И вот последние страницы обоих изданий: "…правила позорищного стихотворения», – пишет Радищев; современник Герцена переводит: "…правила драматического стихотворения».
Радищев: «Беги, толпа завистливая, се потомство о нем судит, оно нелицемерно».
У Герцена: «Скройся, толпа завистливая! Вот нелицемерный суд о нем потомства».
Дух старинного языка, колорит XVIII в. при переписке блекнет, зато «Путешествие» оказывается как будто вчера написанным…
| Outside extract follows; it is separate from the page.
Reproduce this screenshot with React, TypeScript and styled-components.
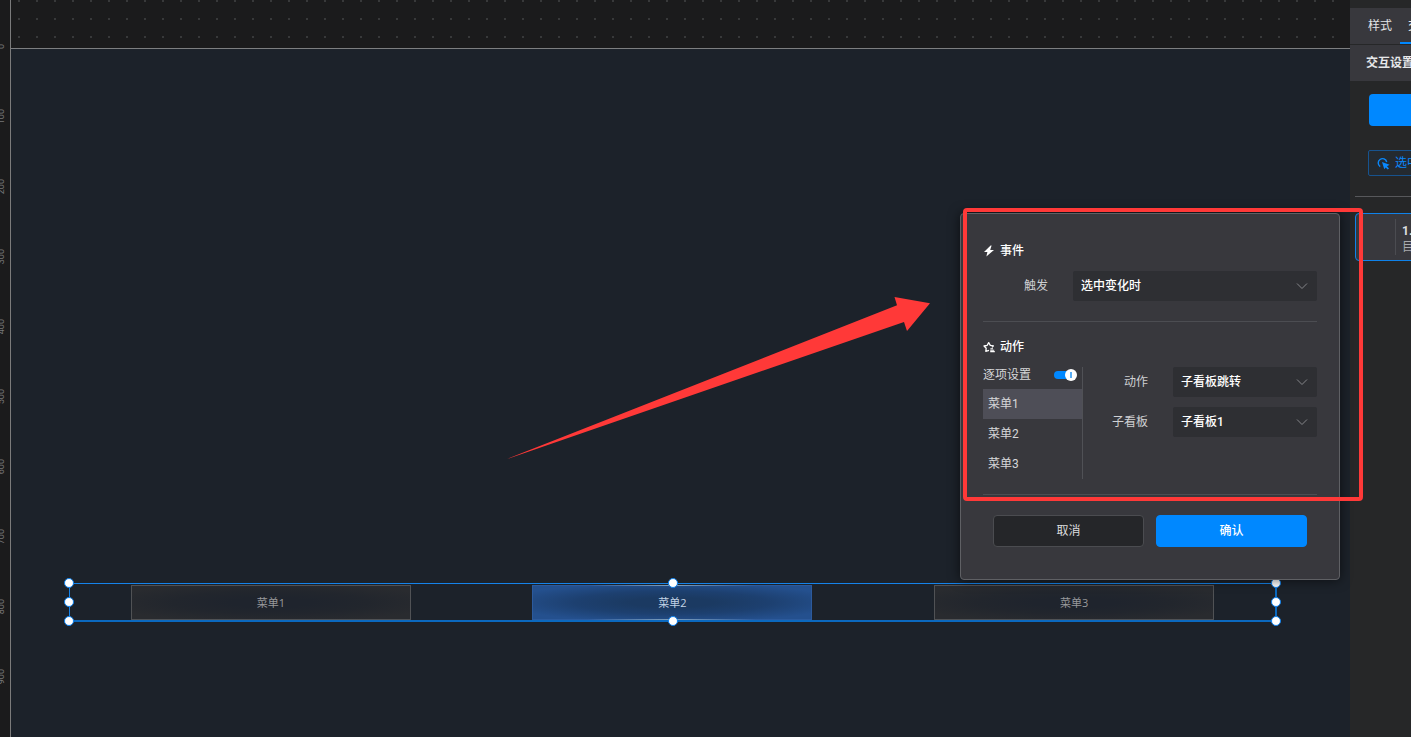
import React, { useState } from "react";
import styled, { createGlobalStyle } from "styled-components";

const GlobalStyle = createGlobalStyle`
  * { box-sizing: border-box; }
  body {
    margin: 0;
    background: #1b1b1c;
    color: #d6d7d9;
    font: 12px/16px Roboto, "Noto Sans CJK SC", sans-serif;
  }
  button, select { font: inherit; }
`;

const Page = styled.div`
  position: relative;
  display: flex;
  min-height: 100vh;
  overflow: hidden;
`;

const Ruler = styled.div`
  flex: 0 0 11px;
  height: 100vh;
  padding-top: 12px;
  overflow: hidden;
  border-right: 1px solid #7b7b7b;
  background: #1b1b1c;
`;

const Tick = styled.div`
  display: flex;
  align-items: center;
  height: 70px;
  margin-left: -3px;
  color: #77787a;
  font-size: 9px;
  line-height: 9px;
`;

const TickLabel = styled.span`
  writing-mode: vertical-rl;
  transform: rotate(180deg);
`;

const Canvas = styled.main`
  position: relative;
  display: flex;
  flex: 1;
  flex-direction: column;
  min-width: 0;
`;

const DotGrid = styled.div`
  height: 48px;
  background-color: #1b1b1c;
  background-image: conic-gradient(from 270deg at 2px 2px, #38393a 90deg, transparent 0);
  background-position: 7px 0;
  background-size: 18px 18px;
`;

const Stage = styled.div`
  flex: 1;
  border-top: 1px solid #7d7e80;
  background: #1c222a;
`;

const Selection = styled.div`
  position: absolute;
  top: 583px;
  left: 58px;
  right: 73px;
  display: grid;
  grid-template-columns: repeat(3, 1fr);
  height: 39px;
  padding-top: 1px;
  border: solid #0b69bf;
  border-width: 1px 2px 2px 1px;
  border-top-color: #1583ea;
  border-left-color: #1583ea;
`;

const Cell = styled.div`
  display: flex;
  justify-content: center;
`;

const MenuNode = styled.div<{ $active?: boolean }>`
  display: flex;
  align-items: center;
  justify-content: center;
  width: 280px;
  height: 35px;
  border: 1px solid ${(p) => (p.$active ? "#2c5a9c" : "#505255")};
  ${(p) => p.$active && "border-image: linear-gradient(90deg, #2c5a9c 20%, #7fa0bd 50%, #2c5a9c 80%) 1;"}
  background: ${(p) =>
    p.$active
      ? "radial-gradient(closest-side, #1b3a62 30%, #1d4070 70%, #24508e 120%)"
      : "radial-gradient(closest-side, #1f242d 30%, #22262d 70%, #292b2f 120%)"};
  color: ${(p) => (p.$active ? "#c3d4e6" : "#98999b")};
  font-family: "Open Sans", "Noto Sans CJK SC", sans-serif;
  font-size: 11px;
`;

const Handles = styled.div`
  position: absolute;
  inset: -1px;
`;

const Handle = styled.i<{ $x: string; $y: string }>`
  position: absolute;
  left: ${(p) => p.$x};
  top: ${(p) => p.$y};
  width: 10px;
  height: 10px;
  margin: -5px;
  border: 1px solid #0c80ee;
  border-radius: 50%;
  background: #fff;
`;

const Sidebar = styled.aside`
  flex: 0 0 61px;
  padding-top: 8px;
  overflow: hidden;
  background: #262728;
  white-space: nowrap;
`;

const Tabs = styled.div`
  display: flex;
  height: 37px;
  padding-left: 10px;
  border-bottom: 1px solid #262728;
  background: #38383d;
`;

const Tab = styled.button<{ $active?: boolean }>`
  flex: none;
  padding: 2px 8px 0;
  border: 0;
  border-bottom: 2px solid ${(p) => (p.$active ? "#0088ff" : "transparent")};
  background: none;
  color: #e3e4e6;
`;

const SideTitle = styled.h2`
  margin: 0;
  padding: 10px 16px;
  background: #38383d;
  color: #e6e7e9;
  font-size: 12px;
  font-weight: 700;
  line-height: 16px;
`;

const SideBody = styled.div`
  width: 300px;
  padding: 13px 18px 20px 19px;
`;

const AddButton = styled.button`
  display: block;
  width: 100%;
  height: 32px;
  border: 0;
  border-radius: 4px;
  background: #0088ff;
`;

const EventTag = styled.button`
  display: flex;
  align-items: center;
  gap: 5px;
  height: 26px;
  margin: 24px 0 0 -1px;
  padding: 0 8px;
  border: 1px solid #17538e;
  border-radius: 2px;
  background: #242a30;
  color: #0a88fb;
`;

const SideList = styled.div`
  width: 320px;
  margin-left: 5px;
  padding-top: 16px;
  border-top: 1px solid #57585b;
`;

const ActionCard = styled.div`
  display: flex;
  height: 48px;
  padding: 5px 0;
  border: 1px solid #0f82ea;
  border-radius: 4px;
  background: #38383d;
`;

const CardGrip = styled.div`
  width: 40px;
  border-right: 1px solid #4b4c51;
`;

const CardText = styled.div`
  padding: 4px 6px;
  color: #a9aaad;
  line-height: 16px;
`;

const CardTitle = styled.div`
  color: #dedfe1;
  font-weight: 700;
`;

const Dialog = styled.form`
  position: absolute;
  top: 213px;
  right: 71px;
  width: 380px;
  padding: 29px 22px 32px;
  border: 1px solid #5f6064;
  border-radius: 4px;
  background: #38383d;
  box-shadow: 0 0 12px rgba(0, 0, 0, 0.6);
`;

const Section = styled.section`
  padding-bottom: 20px;
  border-bottom: 1px solid #4c4d52;

  & + & {
    padding: 17px 0 15px;
  }
`;

const SectionTitle = styled.h3`
  display: flex;
  align-items: center;
  gap: 5px;
  margin: 0 0 12px;
  color: #fff;
  font-size: 12px;
  font-weight: 500;
  line-height: 16px;
`;

const Columns = styled.div`
  display: flex;
`;

const ItemColumn = styled.div`
  width: 100px;
  border-right: 1px solid #505156;
`;

const SwitchRow = styled.label`
  display: flex;
  align-items: center;
  justify-content: space-between;
  height: 22px;
  padding: 0 5px 6px 0;
`;

const Switch = styled.input`
  position: relative;
  width: 23px;
  height: 12px;
  margin: 0;
  appearance: none;

  &::before {
    content: "";
    position: absolute;
    inset: 2px 4px 2px 0;
    border-radius: 4px;
    background: #0088ff;
  }

  &::after {
    content: "";
    position: absolute;
    top: 0;
    right: 0;
    width: 12px;
    height: 12px;
    border-radius: 50%;
    background: linear-gradient(#58adf5, #58adf5) center / 2px 6px no-repeat #fff;
  }
`;

const Item = styled.button<{ $active: boolean }>`
  display: block;
  width: 100%;
  height: 30px;
  padding: 0 5px;
  border: 0;
  background: ${(p) => (p.$active ? "#4e4e57" : "none")};
  color: #d6d7d9;
  text-align: left;
`;

const Fields = styled.div`
  display: grid;
  flex: 1;
  gap: 10px;
  align-content: start;
`;

const Field = styled.div`
  display: flex;
  gap: 25px;
  align-items: center;
  justify-content: flex-end;
`;

const FieldLabel = styled.label`
  color: #cfd0d3;
`;

const SelectBox = styled.span<{ $wide?: boolean }>`
  position: relative;
  width: ${(p) => (p.$wide ? "244px" : "144px")};

  svg {
    position: absolute;
    top: 11px;
    right: 9px;
    pointer-events: none;
  }
`;

const Select = styled.select`
  display: block;
  width: 100%;
  height: 30px;
  padding: 0 8px;
  appearance: none;
  border: 0;
  border-radius: 2px;
  background: #2e2f33;
  color: #fff;
  font-weight: 500;
`;

const Actions = styled.div`
  display: grid;
  grid-template-columns: 1fr 1fr;
  gap: 12px;
  padding: 20px 10px 0;
`;

const Button = styled.button<{ $primary?: boolean }>`
  height: 32px;
  border: 1px solid ${(p) => (p.$primary ? "#0088ff" : "#4b4c50")};
  border-radius: 4px;
  background: ${(p) => (p.$primary ? "#0088ff" : "#252629")};
  color: ${(p) => (p.$primary ? "#fff" : "#dcdddf")};
  font-weight: ${(p) => (p.$primary ? 500 : 400)};
`;

const Highlight = styled.div`
  position: absolute;
  top: 208px;
  right: 48px;
  width: 400px;
  height: 293px;
  border: 4px solid #ff3938;
  border-radius: 4px;
  pointer-events: none;
`;

const Arrow = styled.svg`
  position: absolute;
  top: 290px;
  right: 480px;
  pointer-events: none;
`;

const BoltIcon = () => (
  <svg width="12" height="12" viewBox="0 0 12 12" fill="#fff" aria-hidden="true">
    <path d="M7.6 0.6 1 7h3.4L3.4 11.4 11 5H7.2L8.6 0.6Z" />
  </svg>
);

const StarIcon = () => (
  <svg width="12" height="12" viewBox="0 0 12 12" fill="none" stroke="#fff" strokeWidth="1.3" aria-hidden="true">
    <path d="M6 9.3 2.8 10.3 3.2 7.2 1 5 4.2 4.3 5.7 1.6 7.3 4.3 10.4 4.9 9 6.4" strokeLinejoin="round" />
    <path d="M7.4 7.8h2.6M7.2 9.2h4M7.2 10.6h4.6" strokeWidth="1.1" />
  </svg>
);

const PickIcon = () => (
  <svg width="13" height="14" viewBox="0 0 13 14" aria-hidden="true">
    <path d="M3.2 10.6A4.3 4.3 0 1 1 9.7 6" fill="none" stroke="#0a88fb" strokeWidth="1.4" />
    <path d="m5 6 7.6 2.8-2.6 1.4 2 2.2-1.3 1.2-2-2.2L7.3 13.2Z" fill="#0a88fb" />
  </svg>
);

const Chevron = () => (
  <svg width="12" height="8" viewBox="0 0 12 8" fill="none" stroke="#85868a" aria-hidden="true">
    <path d="m1 1.5 5 5 5-5" />
  </svg>
);

const TICKS = [0, 100, 200, 300, 400, 500, 600, 700, 800, 900];
const MENUS = ["菜单1", "菜单2", "菜单3"];
const HANDLES = [
  ["0%", "0%"],
  ["50%", "0%"],
  ["100%", "0%"],
  ["0%", "50%"],
  ["100%", "50%"],
  ["0%", "100%"],
  ["50%", "100%"],
  ["100%", "100%"],
];

type SelectFieldProps = { id: string; label: string; value: string; wide?: boolean };

const SelectField = ({ id, label, value, wide }: SelectFieldProps) => (
  <Field>
    <FieldLabel htmlFor={id}>{label}</FieldLabel>
    <SelectBox $wide={wide}>
      <Select id={id} defaultValue={value}>
        <option>{value}</option>
      </Select>
      <Chevron />
    </SelectBox>
  </Field>
);

export default function App() {
  const [current, setCurrent] = useState(0);
  const [perItem, setPerItem] = useState(true);

  return (
    <Page>
      <GlobalStyle />
      <Ruler>
        {TICKS.map((t) => (
          <Tick key={t}>
            <TickLabel>{t}</TickLabel>
          </Tick>
        ))}
      </Ruler>
      <Canvas>
        <DotGrid />
        <Stage />
        <Selection>
          {MENUS.map((m, i) => (
            <Cell key={m}>
              <MenuNode $active={i === 1}>{m}</MenuNode>
            </Cell>
          ))}
          <Handles>
            {HANDLES.map(([x, y]) => (
              <Handle key={x + y} $x={x} $y={y} />
            ))}
          </Handles>
        </Selection>
      </Canvas>
      <Sidebar>
        <Tabs>
          <Tab>样式</Tab>
          <Tab $active>交互</Tab>
        </Tabs>
        <SideTitle>交互设置</SideTitle>
        <SideBody>
          <AddButton aria-label="添加" />
          <EventTag>
            <PickIcon />
            选中变化时
          </EventTag>
        </SideBody>
        <SideList>
          <ActionCard>
            <CardGrip />
            <CardText>
              <CardTitle>1.</CardTitle>
              <div>目标</div>
            </CardText>
          </ActionCard>
        </SideList>
      </Sidebar>
      <Dialog onSubmit={(e: React.FormEvent) => e.preventDefault()}>
        <Section>
          <SectionTitle>
            <BoltIcon />
            事件
          </SectionTitle>
          <SelectField id="trigger" label="触发" value="选中变化时" wide />
        </Section>
        <Section>
          <SectionTitle>
            <StarIcon />
            动作
          </SectionTitle>
          <Columns>
            <ItemColumn>
              <SwitchRow>
                逐项设置
                <Switch
                  type="checkbox"
                  role="switch"
                  checked={perItem}
                  onChange={() => setPerItem(!perItem)}
                />
              </SwitchRow>
              {MENUS.map((m, i) => (
                <Item key={m} type="button" $active={i === current} onClick={() => setCurrent(i)}>
                  {m}
                </Item>
              ))}
            </ItemColumn>
            <Fields>
              <SelectField id="action" label="动作" value="子看板跳转" />
              <SelectField id="board" label="子看板" value="子看板1" />
            </Fields>
          </Columns>
        </Section>
        <Actions>
          <Button type="button">取消</Button>
          <Button $primary>确认</Button>
        </Actions>
      </Dialog>
      <Highlight />
      <Arrow width="424" height="172" viewBox="0 0 424 172" aria-hidden="true">
        <path d="M0 169 390 15.3 387.5 7 423 13.3 400 41 397 32Z" fill="#ff3938" />
      </Arrow>
    </Page>
  );
}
Герцен же, с первых страниц своего предисловия, вступает в тот самый горячий, актуальный, сегодняшний спор, который начал Пушкин.
И грянул спор…
Отдельные критические замечания Пушкина о Радищеве отчасти принимаются, но в основном оспариваются Искандером. Сопоставим следующие тексты:
Пушкин:
«Путешествие в Москву… очень посредственное произведение».Герцен:
«Превосходная книга».О слоге Радищева:
Пушкин:
«Порывы чувствительности, жеманной и надутой, иногда чрезвычайно смешны. Мы бы могли подтвердить суждение наше множеством выписок. Но читателю стоит открыть его книгу наудачу, чтоб удостовериться в истине нами сказанного. В Радищеве отразилась вся французская философия его века: скептицизм Вольтера, филантропия Руссо, политический цинизм Дидерота и Реналя; но все в нескладном, искаженном виде, как все предметы криво отражаются в кривом зеркале».Герцен:
«Тогдашняя риторическая форма, филантропическая философия, которая преобладала в французской литературе до реставрации Бурбонов и поддельного романтизма – устарела для нас. Но юмор его совершенно свеж, совершенно истинен и необычайно жив».Пушкин:
«Какую цель имел Радищев? чего именно желал он? На сии вопросы вряд ли мог он сам отвечать удовлетворительно. Влияние его было ничтожно».Герцен:
«И что бы он ни писал, так и слышишь знакомую струну, которую мы привыкли слышать и в первых стихотворениях Пушкина, и в „Думах“ Рылеева, и в собственном нашем сердце».